>>>>>
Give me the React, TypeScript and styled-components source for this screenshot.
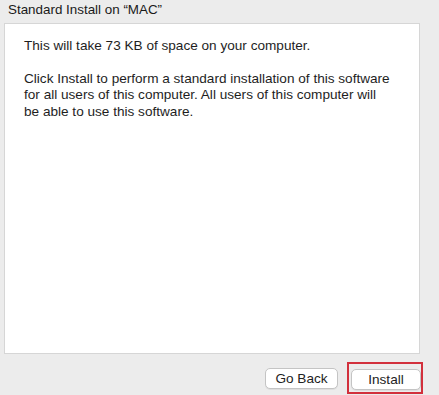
import React from 'react';
import styled, { createGlobalStyle } from 'styled-components';

const GlobalStyle = createGlobalStyle`
  html, body {
    margin: 0;
    padding: 0;
    background: #ececec;
  }
  body {
    font-family: 'Liberation Sans', Arial, sans-serif;
    color: #1d1d1d;
  }
`;

const Window = styled.div`
  width: 439px;
  height: 395px;
  display: flex;
  flex-direction: column;
  box-sizing: border-box;
  padding: 0 19px 0 4px;
`;

const Title = styled.div`
  font-size: 13.4px;
  line-height: 16px;
  padding: 2px 0 0 4px;
  height: 21px;
  color: #1a1a1a;
`;

const Panel = styled.div`
  height: 331px;
  box-sizing: border-box;
  background: #ffffff;
  border: 1px solid #d6d6d6;
  padding: 14px 20px 0 19px;
`;

const Paragraph = styled.p`
  margin: 0 0 16px;
  width: 368px;
  font-size: 13.6px;
  line-height: 16.5px;
  color: #1e1e1e;
`;

const Footer = styled.div`
  display: flex;
  justify-content: flex-end;
  align-items: center;
  gap: 9px;
  padding-top: 8px;
  margin-right: -3px;
`;

const Highlight = styled.div`
  border: 2px solid #d2303c;
  padding: 5px 0 2px 2px;
  display: flex;
`;

const Button = styled.button<{ $width: number }>`
  width: ${(p) => p.$width}px;
  height: 21px;
  box-sizing: border-box;
  border: 1px solid #c4c4c4;
  border-radius: 5px;
  background: #ffffff;
  box-shadow: 0 1px 0 rgba(0, 0, 0, 0.06);
  font-family: 'Liberation Sans', Arial, sans-serif;
  font-size: 13.6px;
  color: #222222;
  padding: 0;
  line-height: 19px;
`;

export default function App() {
  return (
    <>
      <GlobalStyle />
      <Window>
        <Title>Standard Install on “MAC”</Title>
        <Panel>
          <Paragraph>This will take 73 KB of space on your computer.</Paragraph>
          <Paragraph>
            Click Install to perform a standard installation of this software
            for all users of this computer. All users of this computer will
            be able to use this software.
          </Paragraph>
        </Panel>
        <Footer>
          <Button $width={73}>Go Back</Button>
          <Highlight>
            <Button $width={70}>Install</Button>
          </Highlight>
        </Footer>
      </Window>
    </>
  );
}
<<<<<
WORK TO BE COMPLETED.
Search the preceding listing for "React" and extract every line where it is found.

TASK ANSWER.
Give me the React, TypeScript and styled-components source for this screenshot.
import React from 'react';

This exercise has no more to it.